The second inquest in April 1993 resulted in a verdict of unlawful killing but on appeal by the police this verdict was quashed by the High Court and a third inquest in October 1994 returned a verdict of “misadventure contributed to by neglect”.

The cause of Patterson’s death has not been ascertained with any certainty. At postmortem examination it was found that part of his nose was missing, that he had severe bruising to his testicles and a total of 32 injuries covering his body. The family pathologist supported by an expert in drug withdrawal thought that Stemetil causing
neuroleptic malignant syndrome was the most likely cause of death. The Home Office pathologist initially subscribed to the view that he had died from an overdose of nitrazepam, supported by evidence from a Manchester toxicologist. The Home Office pathologist presented this as his opinion both at the second inquest and in a report prepared for the Police Complaints Authority.
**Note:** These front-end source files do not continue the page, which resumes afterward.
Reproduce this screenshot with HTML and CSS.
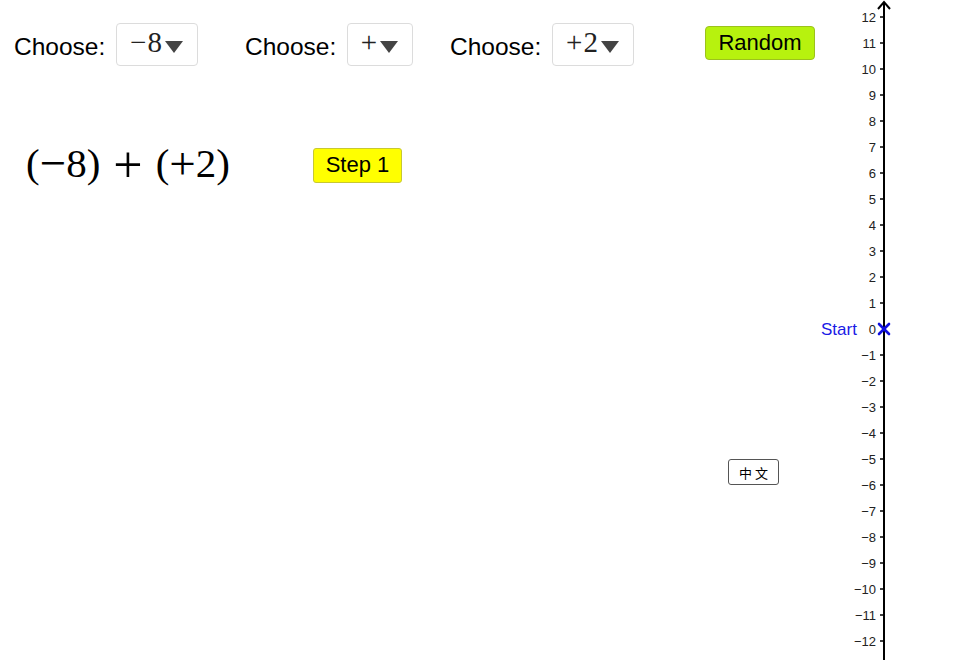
FILE: index.html
```html
<!DOCTYPE html>
<html>
<head>
<meta charset="utf-8">
<link rel="stylesheet" href="styles.css">
</head>
<body>
<div class="app">
  <div class="toolbar">
    <div class="choice first">
      <span class="label">Choose:</span>
      <div class="dropdown w82"><span class="math">−8</span><svg class="tri" width="20" height="14" viewBox="0 0 20 14"><polygon points="1,1 19,1 10,13" fill="#444"/></svg></div>
    </div>
    <div class="choice second">
      <span class="label">Choose:</span>
      <div class="dropdown w66"><span class="math">+</span><svg class="tri" width="20" height="14" viewBox="0 0 20 14"><polygon points="1,1 19,1 10,13" fill="#444"/></svg></div>
    </div>
    <div class="choice third">
      <span class="label">Choose:</span>
      <div class="dropdown w82"><span class="math">+2</span><svg class="tri" width="20" height="14" viewBox="0 0 20 14"><polygon points="1,1 19,1 10,13" fill="#444"/></svg></div>
    </div>
    <button class="btn random">Random</button>
  </div>
  <div class="exprow">
    <div class="expr"><span>(<span class="un">−</span>8)</span><span class="op">+</span><span>(<span class="un">+</span>2)</span></div>
    <button class="btn step">Step 1</button>
  </div>

  <button class="lang">中 文</button>

  <svg class="axis" width="160" height="660" viewBox="800 0 160 660">
    <line x1="884" y1="2" x2="884" y2="660" stroke="#000" stroke-width="2"/>
    <polyline points="878,9 884,2 890,9" fill="none" stroke="#000" stroke-width="2"/>
    <g stroke="#000" stroke-width="1.5">
      <line x1="880" y1="17" x2="884" y2="17"/><line x1="880" y1="43" x2="884" y2="43"/>
      <line x1="880" y1="69" x2="884" y2="69"/><line x1="880" y1="95" x2="884" y2="95"/>
      <line x1="880" y1="121" x2="884" y2="121"/><line x1="880" y1="147" x2="884" y2="147"/>
      <line x1="880" y1="173" x2="884" y2="173"/><line x1="880" y1="199" x2="884" y2="199"/>
      <line x1="880" y1="225" x2="884" y2="225"/><line x1="880" y1="251" x2="884" y2="251"/>
      <line x1="880" y1="277" x2="884" y2="277"/><line x1="880" y1="303" x2="884" y2="303"/>
      <line x1="880" y1="355" x2="884" y2="355"/><line x1="880" y1="381" x2="884" y2="381"/>
      <line x1="880" y1="407" x2="884" y2="407"/><line x1="880" y1="433" x2="884" y2="433"/>
      <line x1="880" y1="459" x2="884" y2="459"/><line x1="880" y1="485" x2="884" y2="485"/>
      <line x1="880" y1="511" x2="884" y2="511"/><line x1="880" y1="537" x2="884" y2="537"/>
      <line x1="880" y1="563" x2="884" y2="563"/><line x1="880" y1="589" x2="884" y2="589"/>
      <line x1="880" y1="615" x2="884" y2="615"/><line x1="880" y1="641" x2="884" y2="641"/>
    </g>
    <g class="ticklabels" text-anchor="end">
      <text x="876" y="22">12</text><text x="876" y="48">11</text>
      <text x="876" y="74">10</text><text x="876" y="100">9</text>
      <text x="876" y="126">8</text><text x="876" y="152">7</text>
      <text x="876" y="178">6</text><text x="876" y="204">5</text>
      <text x="876" y="230">4</text><text x="876" y="256">3</text>
      <text x="876" y="282">2</text><text x="876" y="308">1</text>
      <text x="876" y="334">0</text>
      <text x="876" y="360">−1</text><text x="876" y="386">−2</text>
      <text x="876" y="412">−3</text><text x="876" y="438">−4</text>
      <text x="876" y="464">−5</text><text x="876" y="490">−6</text>
      <text x="876" y="516">−7</text><text x="876" y="542">−8</text>
      <text x="876" y="568">−9</text><text x="876" y="594">−10</text>
      <text x="876" y="620">−11</text><text x="876" y="646">−12</text>
    </g>
    <text class="start" x="821" y="335">Start</text>
    <g stroke="#1010e0" stroke-width="2.6" stroke-linecap="round">
      <line x1="879" y1="324" x2="889" y2="334"/>
      <line x1="889" y1="324" x2="879" y2="334"/>
    </g>
  </svg>
</div>
</body>
</html>
```
FILE: styles.css
```css
html, body {
  margin: 0;
  padding: 0;
  background: #fff;
}
.app {
  position: relative;
  width: 960px;
  height: 660px;
  overflow: hidden;
  font-family: "Liberation Sans", Arial, sans-serif;
  color: #000;
}
.toolbar {
  display: flex;
  align-items: center;
  padding-top: 23px;
  height: 43px;
}
.choice {
  display: flex;
  align-items: center;
  gap: 11px;
}
.choice.first { margin-left: 14px; }
.choice.second { margin-left: 47px; }
.choice.third { margin-left: 37px; }
.label {
  font-size: 24.5px;
  position: relative;
  top: 2px;
  width: 91px;
  white-space: nowrap;
}
.dropdown {
  box-sizing: border-box;
  height: 43px;
  border: 1px solid #dcdcdc;
  border-radius: 4px;
  display: flex;
  align-items: center;
  justify-content: center;
  gap: 1px;
  background: #fff;
}
.w82 { width: 82px; }
.w66 { width: 66px; }
.math {
  font-family: "Liberation Serif", serif;
  font-size: 29px;
  color: #222;
  position: relative;
  top: -2px;
  letter-spacing: 1px;
}
.tri { display: block; margin-top: 4px; }
.btn {
  font-family: "Liberation Sans", Arial, sans-serif;
  font-size: 22px;
  color: #000;
  border-radius: 4px;
  padding: 0;
  box-sizing: border-box;
  cursor: pointer;
}
.random {
  margin-left: 71px;
  width: 110px;
  height: 34px;
  background: #b7f20e;
  border: 1px solid #9cc21c;
  margin-top: -4px;
}
.exprow {
  display: flex;
  align-items: center;
  margin-top: 77px;
  height: 44px;
}
.expr {
  margin-left: 26px;
  font-family: "Liberation Serif", serif;
  font-size: 41px;
  white-space: nowrap;
  width: 287px;
  display: flex;
  align-items: baseline;
  position: relative;
  top: -6px;
}
.un {
  font-size: 47px;
  position: relative;
  top: 2px;
}
.op {
  font-size: 52px;
  margin: 0 13px;
  position: relative;
  top: 5px;
}
.step {
  width: 89px;
  height: 35px;
  background: #ffff00;
  border: 1px solid #c8c832;
  border-radius: 3px;
}
.lang {
  position: absolute;
  left: 728px;
  top: 459px;
  width: 51px;
  height: 26px;
  box-sizing: border-box;
  border: 1px solid #555;
  border-radius: 3px;
  background: #fff;
  font-family: "Noto Sans CJK SC", "DejaVu Serif", serif;
  font-size: 13px;
  padding: 0;
  color: #000;
}
.axis {
  position: absolute;
  left: 800px;
  top: 0;
}
.ticklabels text {
  font-family: "Liberation Sans", Arial, sans-serif;
  font-size: 13px;
  fill: #222;
}
.start {
  font-family: "Liberation Sans", Arial, sans-serif;
  font-size: 17px;
  fill: #1a1ae6;
}
```
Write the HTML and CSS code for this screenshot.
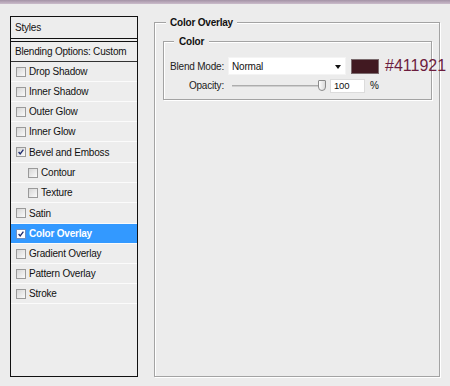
FILE: index.html
```html
<!DOCTYPE html>
<html>
<head>
<meta charset="utf-8">
<link rel="stylesheet" href="styles.css">
</head>
<body>
<div class="titlebar"></div>
<div class="dialog">
  <div class="styles-panel">
    <div class="panel-head">Styles</div>
    <div class="blend-opts">Blending Options: Custom</div>
    <ul class="fx-list">
      <li class="fx"><span class="cb"></span>Drop Shadow</li>
      <li class="fx"><span class="cb"></span>Inner Shadow</li>
      <li class="fx"><span class="cb"></span>Outer Glow</li>
      <li class="fx"><span class="cb"></span>Inner Glow</li>
      <li class="fx tall"><span class="cb checked"><svg viewBox="0 0 10 10"><path d="M2 5 L4 7.5 L8 2" fill="none" stroke="#1c2a6e" stroke-width="1.6"/></svg></span>Bevel and Emboss</li>
      <li class="fx sub"><span class="cb"></span>Contour</li>
      <li class="fx sub"><span class="cb"></span>Texture</li>
      <li class="fx tall"><span class="cb"></span>Satin</li>
      <li class="fx selected"><span class="cb checked"><svg viewBox="0 0 10 10"><path d="M2 5 L4 7.5 L8 2" fill="none" stroke="#1c2a6e" stroke-width="1.6"/></svg></span>Color Overlay</li>
      <li class="fx"><span class="cb"></span>Gradient Overlay</li>
      <li class="fx"><span class="cb"></span>Pattern Overlay</li>
      <li class="fx"><span class="cb"></span>Stroke</li>
    </ul>
  </div>
  <div class="group outer">
    <div class="group-title outer-title">Color Overlay</div>
    <div class="group inner">
      <div class="group-title inner-title">Color</div>
      <div class="row row-blend">
        <span class="lbl">Blend Mode:</span>
        <div class="select">Normal<span class="arrow"></span></div>
        <div class="swatch"></div>
        <span class="hex">#411921</span>
      </div>
      <div class="row row-opacity">
        <span class="lbl">Opacity:</span>
        <div class="slider"><div class="track"></div><div class="thumb"></div></div>
        <div class="num">100</div>
        <span class="pct">%</span>
      </div>
    </div>
  </div>
</div>
</body>
</html>
```
FILE: styles.css
```css
html, body {
  margin: 0;
  padding: 0;
  background: #ececec;
  width: 450px;
  height: 386px;
  overflow: hidden;
}
body {
  font-family: "Liberation Sans", Arial, sans-serif;
  font-size: 10px;
  letter-spacing: -0.2px;
  color: #111;
}
.titlebar {
  height: 4px;
  background: linear-gradient(#a493a6, #cbbccb);
}
.dialog {
  display: flex;
  align-items: flex-start;
  padding: 12px 0 0 10px;
}
.styles-panel {
  width: 128px;
  height: 361px;
  box-sizing: border-box;
  border: 1px solid #111;
  background: #ededed;
  flex-shrink: 0;
}
.panel-head {
  height: 21px;
  line-height: 21px;
  padding-left: 4px;
  border-bottom: 1px solid #111;
  margin-bottom: 2px;
}
.blend-opts {
  height: 19px;
  line-height: 19px;
  padding-left: 4px;
  border-top: 1px solid #111;
  border-bottom: 1px solid #333;
}
.fx-list {
  list-style: none;
  margin: 0;
  padding: 0;
}
.fx {
  display: flex;
  align-items: center;
  height: 19px;
  border-bottom: 1px solid #fbfbfb;
  padding-left: 5px;
}
.fx.tall {
  height: 20px;
}
.fx.sub {
  padding-left: 17px;
}
.fx.selected {
  background: #3399ff;
  color: #fff;
  font-weight: bold;
}
.cb {
  width: 10px;
  height: 10px;
  box-sizing: border-box;
  border: 1px solid #9a9a9a;
  background: linear-gradient(135deg, #d6d6d6, #fafafa);
  margin-right: 3px;
  display: flex;
  flex-shrink: 0;
}
.cb svg {
  width: 8px;
  height: 8px;
}
.fx.selected .cb {
  background: #fff;
  border-color: #6d8fc0;
}
.group {
  border: 1px solid #a3a3a3;
  box-shadow: inset 1px 1px 0 #fff, 1px 1px 0 #fff;
}
.outer {
  margin-left: 16px;
  margin-top: 6px;
  width: 286px;
  height: 355px;
  box-sizing: border-box;
  padding: 0 7px 0 8px;
  flex-shrink: 0;
}
.group-title {
  display: inline-block;
  margin-top: -7px;
  height: 13px;
  line-height: 13px;
  font-weight: bold;
  background: #ececec;
  vertical-align: top;
}
.outer-title {
  margin-left: 3px;
  padding: 0 4px;
}
.inner {
  margin-top: 7px;
  padding: 0 0 6px 0;
}
.inner-title {
  margin-left: 10px;
  padding: 0 5px;
}
.row {
  display: flex;
  align-items: center;
  white-space: nowrap;
}
.row > * {
  flex-shrink: 0;
}
.row-blend {
  margin-top: 4px;
  height: 18px;
}
.row-opacity {
  margin-top: 3px;
  height: 15px;
}
.lbl {
  width: 60px;
  text-align: right;
  color: #222;
}
.select {
  margin-left: 4px;
  width: 118px;
  height: 18px;
  box-sizing: border-box;
  background: #fff;
  border: 1px solid #f4f4f4;
  padding-left: 3px;
  display: flex;
  align-items: center;
  justify-content: space-between;
  padding-right: 4px;
}
.arrow {
  width: 0;
  height: 0;
  border-left: 3.5px solid transparent;
  border-right: 3.5px solid transparent;
  border-top: 4px solid #111;
  margin-top: 1px;
}
.swatch {
  margin-left: 5px;
  width: 28px;
  height: 15px;
  box-sizing: border-box;
  background: #411921;
  border: 1px solid #7a6a6d;
}
.hex {
  margin-left: 6px;
  font-size: 16px;
  letter-spacing: 0;
  color: #6c1d3e;
  position: relative;
  z-index: 2;
}
.slider {
  margin-left: 8px;
  width: 94px;
  display: flex;
  align-items: center;
}
.track {
  flex: 1;
  height: 2px;
  background: linear-gradient(#9c9c9c, #e0e0e0);
}
.thumb {
  margin-left: -2px;
  width: 8px;
  height: 11px;
  box-sizing: border-box;
  border: 1px solid #8a8a8a;
  border-radius: 1px 1px 4px 4px;
  background: linear-gradient(90deg, #fdfdfd, #dadada);
  flex-shrink: 0;
}
.num {
  margin-left: 4px;
  width: 35px;
  height: 14px;
  box-sizing: border-box;
  background: #fff;
  border: 1px solid #dcdcdc;
  line-height: 12px;
  padding-left: 3px;
  font-size: 9.5px;
}
.pct {
  margin-left: 5px;
}
```
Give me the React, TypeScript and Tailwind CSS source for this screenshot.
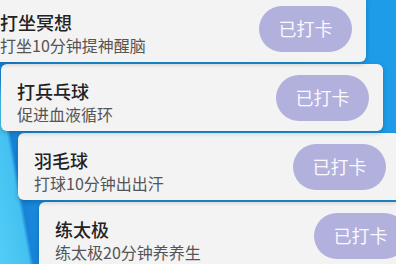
import React from "react";

const items = [
  { title: "打坐冥想", sub: "打坐10分钟提神醒脑", ml: "ml-[-16px]", z: "z-40" },
  { title: "打兵乓球", sub: "促进血液循环", ml: "ml-[1px]", z: "z-30" },
  { title: "羽毛球", sub: "打球10分钟出出汗", ml: "ml-[18px]", z: "z-20" },
  { title: "练太极", sub: "练太极20分钟养养生", ml: "ml-[39px]", z: "z-10" },
];

export default function App() {
  return (
    <div
      className="relative w-[396px] h-[264px] overflow-hidden bg-[linear-gradient(80deg,#52cdf7_0px,#44c1f1_29px,#1783d8_33px,#1a8fdf_55px,#1c9ae6_95px,#1e9ce7_100%)]"
      style={{ fontFamily: '"Noto Sans CJK SC", "Noto Sans", sans-serif' }}
    >
      <div className="flex flex-col gap-[2px] mt-[-5px]">
        {items.map((it) => (
          <div
            key={it.title}
            className={`relative ${it.z} ${it.ml} w-[382px] h-[67px] shrink-0 flex items-center justify-between pl-[16px] pr-[14px] bg-[#f3f3f3] rounded-[6px] shadow-[0_2px_5px_rgba(0,0,0,0.22)]`}
          >
            <div className="flex flex-col mt-[8px]">
              <div className="text-[18px] leading-[24px] font-[450] text-[#222222]">{it.title}</div>
              <div className="text-[16px] leading-[22px] text-[#555555]">{it.sub}</div>
            </div>
            <div className="w-[93px] h-[46px] shrink-0 rounded-full bg-[#b2b0dd] flex items-center justify-center text-[18px] font-normal text-[#fafafe]">
              已打卡
            </div>
          </div>
        ))}
      </div>
    </div>
  );
}
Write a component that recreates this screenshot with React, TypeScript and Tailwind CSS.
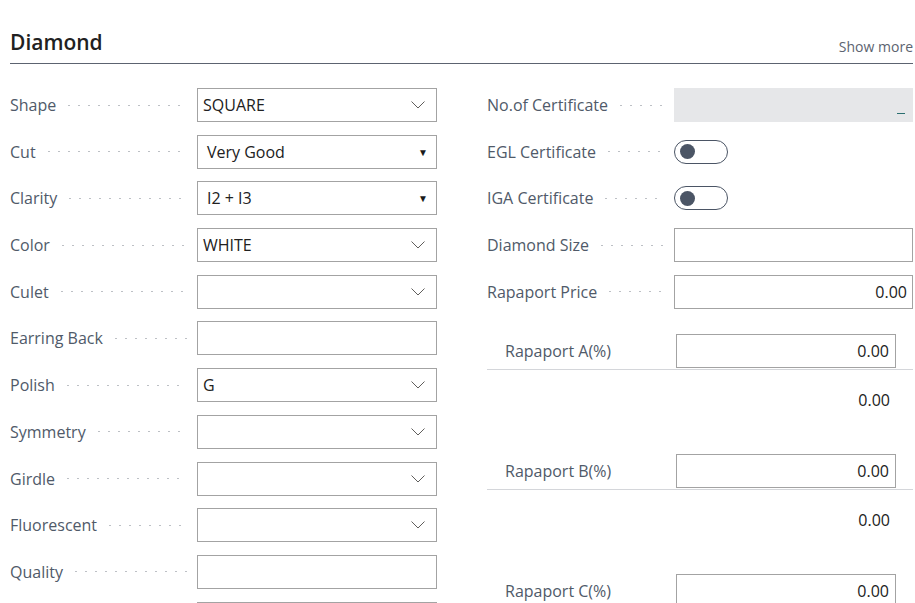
import React from "react";

const font = { fontFamily: '"Open Sans", "Noto Sans", sans-serif' };

function Dots() {
  return (
    <div className="flex-1 h-[3px] ml-[8px] mr-[10px] bg-[radial-gradient(circle,#bdc0c5_0.8px,transparent_1.1px)] bg-[length:10px_3px] bg-repeat-x" />
  );
}

function Chevron() {
  return (
    <svg width="14" height="8" viewBox="0 0 14 8" className="text-[#605e5c]">
      <path d="M0.5 0.5 L7 7 L13.5 0.5" fill="none" stroke="currentColor" strokeWidth="1" />
    </svg>
  );
}

function Triangle() {
  return <span className="text-[10px] text-[#1a1a1a] leading-none">▼</span>;
}

type Kind = "select" | "native" | "text" | "number" | "grey" | "toggle";

function Field({ kind, value }: { kind: Kind; value?: string }) {
  if (kind === "toggle") {
    return (
      <div className="h-[34px] flex items-center">
        <div className="w-[54px] h-[24px] rounded-full border border-[#4b5565] flex items-center pl-[5px]">
          <div className="w-[15px] h-[15px] rounded-full bg-[#4b5565]" />
        </div>
      </div>
    );
  }
  if (kind === "grey") {
    return (
      <div className="h-[34px] w-[240px] bg-[#e6e7e9] relative">
        <div className="absolute right-[8px] bottom-[8px] w-[8px] h-[1.5px] bg-[#2b6f70]" />
      </div>
    );
  }
  return (
    <div className="h-[34px] w-[240px] border border-[#a3a3a3] bg-white flex items-center text-[16px] text-[#212121]">
      {kind === "select" && (
        <>
          <span className="pl-[5px] flex-1">{value}</span>
          <span className="pr-[11px] flex items-center"><Chevron /></span>
        </>
      )}
      {kind === "native" && (
        <>
          <span className="pl-[9px] flex-1">{value}</span>
          <span className="pr-[8px] flex items-center"><Triangle /></span>
        </>
      )}
      {kind === "text" && <span className="pl-[5px] flex-1">{value}</span>}
      {kind === "number" && <span className="pr-[5px] flex-1 text-right">{value}</span>}
    </div>
  );
}

function Row({ label, kind, value }: { label: string; kind: Kind; value?: string }) {
  return (
    <div className="h-[46.7px] flex items-start">
      <div className="w-[187px] h-[34px] flex items-center text-[16px] text-[#505a69]">
        <span className="whitespace-nowrap">{label}</span>
        <Dots />
      </div>
      <Field kind={kind} value={value} />
    </div>
  );
}

function SubBlock({ label, last }: { label: string; last?: boolean }) {
  return (
    <div>
      <div className="h-[36px] border-b border-[#d4d6da] flex items-start">
        <span className="pl-[18px] h-[34px] flex items-center text-[16px] text-[#505a69] flex-1">{label}</span>
        <div className="w-[220px] h-[34px] mr-[17px] border border-[#a3a3a3] flex items-center justify-end pr-[6px] text-[16px] text-[#212121]">
          0.00
        </div>
      </div>
      {!last && (
        <div className="h-[84px] pt-[18px] pr-[23px] text-right text-[16px] text-[#212121]">0.00</div>
      )}
    </div>
  );
}

export default function App() {
  const left: { label: string; kind: Kind; value?: string }[] = [
    { label: "Shape", kind: "select", value: "SQUARE" },
    { label: "Cut", kind: "native", value: "Very Good" },
    { label: "Clarity", kind: "native", value: "I2 + I3" },
    { label: "Color", kind: "select", value: "WHITE" },
    { label: "Culet", kind: "select", value: "" },
    { label: "Earring Back", kind: "text", value: "" },
    { label: "Polish", kind: "select", value: "G" },
    { label: "Symmetry", kind: "select", value: "" },
    { label: "Girdle", kind: "select", value: "" },
    { label: "Fluorescent", kind: "select", value: "" },
    { label: "Quality", kind: "text", value: "" },
  ];
  const right: { label: string; kind: Kind; value?: string }[] = [
    { label: "No.of Certificate", kind: "grey" },
    { label: "EGL Certificate", kind: "toggle" },
    { label: "IGA Certificate", kind: "toggle" },
    { label: "Diamond Size", kind: "text", value: "" },
    { label: "Rapaport Price", kind: "number", value: "0.00" },
  ];
  return (
    <div style={font} className="w-[915px] h-[603px] overflow-hidden bg-white pl-[10px] pr-[2px]">
      <div className="h-[64px] border-b border-[#5c6370] flex items-end justify-between pb-[7px]">
        <span className="text-[21px] font-semibold text-[#212121] leading-none mb-[3px]">Diamond</span>
        <span className="text-[14px] text-[#5c6370] leading-none mb-[2px]">Show more</span>
      </div>
      <div className="flex gap-[50px] pt-[24px]">
        <div className="w-[427px] flex flex-col">
          {left.map((r) => (
            <Row key={r.label} {...r} />
          ))}
          <Row label="" kind="text" value="" />
        </div>
        <div className="w-[426px] flex flex-col">
          {right.map((r) => (
            <Row key={r.label} {...r} />
          ))}
          <div className="mt-[12.5px]">
            <SubBlock label="Rapaport A(%)" />
            <SubBlock label="Rapaport B(%)" />
            <SubBlock label="Rapaport C(%)" last />
          </div>
        </div>
      </div>
    </div>
  );
}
The Manchester toxicologist then admitted that he had fabricated the data that led to this conclusion and at the third inquest, presenting his evidence as the last witness, the Home Office Pathologist presented a radically different opinion, that Patterson had died as a result of a complex metabolic disorder “resulting from drug withdrawal symptoms, dehydration and
gastro-enteritis”. He said he formed this opinion at the original postmortem but failed to write it down.

== Aftermath ==
Despite being visited by two different police doctors during the last twenty hours of his life neither doctor prescribed any medication nor offered any treatment nor took any steps to get him to a civilian hospital. Similarly, the police took no steps to get him to hospital once they were aware that the facility at Strangeways was not available. At inquest the police doctor accepted that it was inhuman to have transported him to and from court in the manner in which they did and in his condition and that he (the doctor) should have instructed the police that Patterson was not fit to go to court. The same doctor also accepted that it was negligent of police officers and the second police doctor to allow him to remain in such a critical condition. Eminent medical experts who gave evidence at inquest expressed profound disquiet over the fact that Patterson should ever have remained in police custody when he clearly needed to be in hospital, though none have so far asked why he needed to go to hospital in the first place.

No one has ever been charged with any offence in relation to the death of Leon Patterson.
 His family continue to campaign for justice.